* Supplied material:
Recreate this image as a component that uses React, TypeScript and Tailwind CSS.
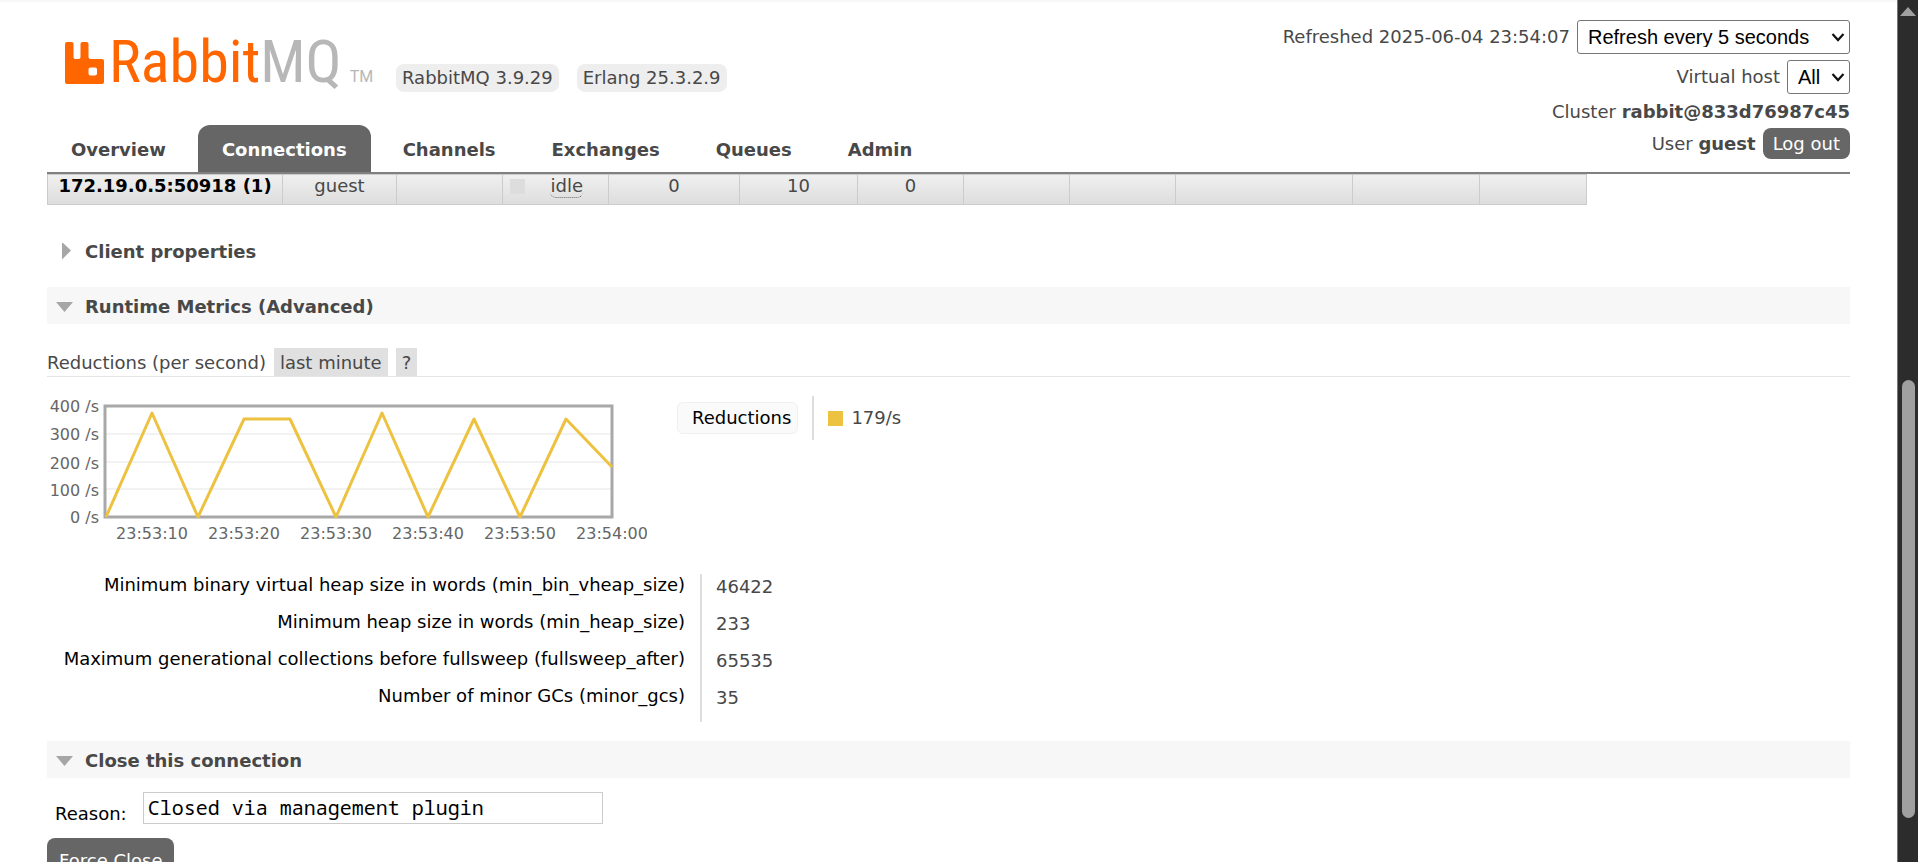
import type { ReactNode } from "react";

const tabs = ["Overview", "Connections", "Channels", "Exchanges", "Queues", "Admin"];

const metrics = [
  ["Minimum binary virtual heap size in words (min_bin_vheap_size)", "46422"],
  ["Minimum heap size in words (min_heap_size)", "233"],
  ["Maximum generational collections before fullsweep (fullsweep_after)", "65535"],
  ["Number of minor GCs (minor_gcs)", "35"],
];

function Logo() {
  return (
    <a href="#/" aria-label="RabbitMQ" className="flex h-[59px] w-[308px] items-start gap-1 whitespace-nowrap">
      <svg viewBox="0 0 40 42" className="mt-[9px] h-[42px] w-[40px] shrink-0" aria-hidden="true">
        <path
          fill="#ff6600"
          fillRule="evenodd"
          d="M2 0H6.500Q8.500 0 8.500 2V15Q8.500 17 10.500 17H13.500Q15.500 17 15.500 15V2Q15.500 0 17.500 0H21.500Q23.500 0 23.500 2V15Q23.500 17 25.500 17H37Q39 17 39 19V40Q39 42 37 42H2Q0 42 0 40V2Q0 0 2 0ZM25.500 25.500Q23.500 25.500 23.500 27.500V31.500Q23.500 33.500 25.500 33.500H30Q32 33.500 32 31.500V27.500Q32 25.500 30 25.500Z"
        />
      </svg>
      <span className="flex items-baseline font-['Roboto_Condensed','Roboto',sans-serif] text-[60px] leading-[58px]">
        <span className="text-[#ff6600]">Rabbit</span>
        <span className="text-[#b7b7b7]">MQ</span>
        <span className="ml-2 font-['Roboto',sans-serif] text-[16px] leading-none text-[#b7b7b7]">TM</span>
      </span>
    </a>
  );
}

function Select({ id, value, className }: { id: string; value: string; className: string }) {
  return (
    <span className="relative flex">
      <select
        id={id}
        className={
          "h-[34px] appearance-none rounded-[3px] border border-[#767676] bg-white pl-2.5 font-['Liberation_Sans',sans-serif] text-[20px] leading-none text-black " +
          className
        }
      >
        <option>{value}</option>
      </select>
      <svg viewBox="0 0 14 10" className="pointer-events-none absolute right-[5px] top-3 h-2.5 w-3.5" aria-hidden="true">
        <path d="M1.500 2L7 8L12.500 2" fill="none" stroke="#111" strokeWidth="2.200" />
      </svg>
    </span>
  );
}

function SectionTitle({ open, children }: { open: boolean; children: ReactNode }) {
  return (
    <h2 className={open ? "bg-[#f7f7f7]" : ""}>
      <button type="button" className="flex h-[37px] w-full items-center pt-0.5 text-left font-bold">
        <span className="flex w-[38px] pl-2">
          <svg viewBox="0 0 18 18" className="size-[18px]" aria-hidden="true">
            <path d={open ? "M1 4H18L9.500 14Z" : "M7 -1L16 7.500L7 16.500Z"} fill="#a6a6a6" />
          </svg>
        </span>
        {children}
      </button>
    </h2>
  );
}

function Chart() {
  const y = [110, 6, 110, 12, 12, 110, 6, 110, 12, 110, 12, 60];
  const points = y.map((v, i) => `${1 + i * 46},${v + 2}`).join(" ");
  return (
    <svg width="600" height="152" viewBox="0 0 600 152" className="block" role="img" aria-label="Reductions per second">
      <g transform="translate(58,10)">
        {[29, 57, 84].map((v) => (
          <path key={v} d={`M0 ${v}H508`} stroke="#f2f2f2" strokeWidth="2" />
        ))}
        <rect x="0" y="1" width="507" height="111" fill="none" stroke="#a8a8a8" strokeWidth="3" />
        <polyline points={points} fill="none" stroke="#edc240" strokeWidth="3" strokeLinejoin="round" />
      </g>
      <g fill="#666" fontSize="16" textAnchor="end" className="font-['DejaVu_Sans',sans-serif]">
        <text x="52" y="17">400 /s</text>
        <text x="52" y="45">300 /s</text>
        <text x="52" y="74">200 /s</text>
        <text x="52" y="101">100 /s</text>
        <text x="52" y="128">0 /s</text>
      </g>
      <g fill="#666" fontSize="16" textAnchor="middle" className="font-['DejaVu_Sans',sans-serif]">
        {["23:53:10", "23:53:20", "23:53:30", "23:53:40", "23:53:50", "23:54:00"].map((t, i) => (
          <text key={t} x={105 + i * 92} y="144">
            {t}
          </text>
        ))}
      </g>
    </svg>
  );
}

export default function App() {
  const cell = "border border-[#cccccc] px-1 text-center";
  return (
    <div className="flex h-screen overflow-hidden bg-white font-['DejaVu_Sans',sans-serif] text-[18px] leading-[22px] text-[#484848]">
      <div className="min-w-0 flex-1 border-t-2 border-[#f8f8f8] pl-[47px] pr-[47px]">
        <header className="flex justify-between border-b-2 border-[#808080]">
          <div className="flex flex-col justify-between pt-[31px]">
            <div className="flex items-end gap-[23px] pl-[18px]">
              <Logo />
              <div className="flex gap-[18px] whitespace-nowrap">
                <span className="rounded-lg bg-[#eeeeee] px-1.5 py-[3px]">RabbitMQ 3.9.29</span>
                <span className="rounded-lg bg-[#eeeeee] px-1.5 py-[3px]">Erlang 25.3.2.9</span>
              </div>
            </div>
            <nav className="flex gap-2">
              {tabs.map((t) => (
                <a
                  key={t}
                  href={"#/" + t.toLowerCase()}
                  className={
                    t === "Connections"
                      ? "rounded-t-xl bg-[#666666] px-6 pb-[11px] pt-3.5 font-bold text-white"
                      : "px-6 pb-[11px] pt-3.5 font-bold"
                  }
                >
                  {t}
                </a>
              ))}
            </nav>
          </div>
          <div className="flex flex-col items-end pb-[13px] pt-[18px]">
            <div className="flex items-center gap-[7px]">
              <label htmlFor="refresh">Refreshed 2025-06-04 23:54:07</label>
              <Select id="refresh" value="Refresh every 5 seconds" className="w-[273px]" />
            </div>
            <div className="mt-1.5 flex items-center gap-[7px]">
              <label htmlFor="vhost">Virtual host</label>
              <Select id="vhost" value="All" className="w-[63px]" />
            </div>
            <p className="mt-[7px]">
              Cluster <b>rabbit@833d76987c45</b>
            </p>
            <div className="mt-[5px] flex items-center gap-[7px]">
              <span>
                User <b>guest</b>
              </span>
              <button type="button" className="h-[31px] rounded-lg bg-[#666666] px-2.5 text-white">
                Log out
              </button>
            </div>
          </div>
        </header>

        <main>
          <table className="h-[31px] w-[1539px] table-fixed border-collapse bg-linear-to-b from-[#f0f0f0] to-[#dddddd]">
            <colgroup>
              <col className="w-[235px]" />
              <col className="w-[114px]" />
              <col className="w-[106px]" />
              <col className="w-[106px]" />
              <col className="w-[131px]" />
              <col className="w-[118px]" />
              <col className="w-[106px]" />
              <col className="w-[106px]" />
              <col className="w-[106px]" />
              <col className="w-[177px]" />
              <col className="w-[127px]" />
              <col className="w-[107px]" />
            </colgroup>
            <tbody>
              <tr className="align-top">
                <td className={cell + " whitespace-nowrap"}>
                  <a href="#/connections" className="font-bold text-black">
                    172.19.0.5:50918 (1)
                  </a>
                </td>
                <td className={cell}>guest</td>
                <td className={cell} />
                <td className="border border-[#cccccc] px-[7px]">
                  <div className="flex items-start justify-between pr-[18px]">
                    <span className="mt-1 size-[15px] bg-[#dddddd]" />
                    <abbr title="idle" className="rounded-md border-b border-dotted border-[#666666] no-underline">
                      idle
                    </abbr>
                  </div>
                </td>
                <td className={cell}>0</td>
                <td className={cell}>10</td>
                <td className={cell}>0</td>
                <td className={cell} />
                <td className={cell} />
                <td className={cell} />
                <td className={cell} />
                <td className={cell} />
              </tr>
            </tbody>
          </table>

          <div className="mt-[27px]">
            <SectionTitle open={false}>Client properties</SectionTitle>
          </div>
          <div className="mt-[18px]">
            <SectionTitle open>Runtime Metrics (Advanced)</SectionTitle>
          </div>

          <h3 className="mt-6 flex items-end gap-2 border-b border-[#e4e4e4]">
            <span className="pb-0.5">Reductions (per second)</span>
            <button type="button" className="bg-[#e0e0e0] px-1.5 pb-0.5 pt-1">
              last minute
            </button>
            <button type="button" className="bg-[#e0e0e0] px-1.5 pb-0.5 pt-1">
              ?
            </button>
          </h3>

          <div className="mt-[18px] flex items-start">
            <div className="w-[630px]">
              <Chart />
            </div>
            <div className="flex h-[46px] items-center">
              <button
                type="button"
                className="h-8 rounded-md border border-[#f0f0f0] bg-[#fafafa] pl-3.5 pr-1.5 text-black"
              >
                Reductions
              </button>
              <div className="ml-3.5 flex h-11 items-center gap-2 border-l-2 border-[#dddddd] pl-3.5">
                <span className="size-[15px] bg-[#edc240]" />
                179/s
              </div>
            </div>
          </div>

          <table className="mt-[27px] border-collapse">
            <tbody>
              {metrics.map(([name, value]) => (
                <tr key={name} className="h-[37px] align-top">
                  <th className="w-[654px] border-r-2 border-[#dddddd] pr-[15px] text-right font-normal text-black">
                    {name}
                  </th>
                  <td className="pl-3.5 pt-0.5">{value}</td>
                </tr>
              ))}
            </tbody>
          </table>

          <div className="mt-[19px]">
            <SectionTitle open>Close this connection</SectionTitle>
          </div>
          <form>
            <div className="mt-3.5 flex items-start gap-4 pl-2">
              <label htmlFor="reason" className="pt-[11px] text-black">
                Reason:
              </label>
              <input
                id="reason"
                type="text"
                defaultValue="Closed via management plugin"
                className="h-8 w-[460px] border border-[#cccccc] px-1 pb-0.5 font-['Noto_Sans_Mono','DejaVu_Sans_Mono',monospace] text-[20px] text-black"
              />
            </div>
            <button type="button" className="mt-[13px] h-[46px] rounded-lg bg-[#666666] px-3 text-white">
              Force Close
            </button>
          </form>
        </main>
      </div>
      <aside className="flex w-[21px] shrink-0 flex-col items-center border-l border-[#777777] bg-[#2c2c2c]">
        <svg viewBox="0 0 16 9" className="mt-[7px] h-[9px] w-4" aria-hidden="true">
          <path d="M8 0L16 9H0Z" fill="#a0a0a0" />
        </svg>
        <div className="min-h-0 flex-[364]" />
        <div className="min-h-0 w-[13px] flex-[438] rounded-full bg-[#a0a0a0]" />
        <div className="min-h-0 flex-[44]" />
      </aside>
    </div>
  );
}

* Goal of the exercise: Locate all lines in the listing above with the word "this". Copy them.

* Solution to the problem:
Recreate this image as a component that uses React, TypeScript and Tailwind CSS.
            <SectionTitle open>Close this connection</SectionTitle>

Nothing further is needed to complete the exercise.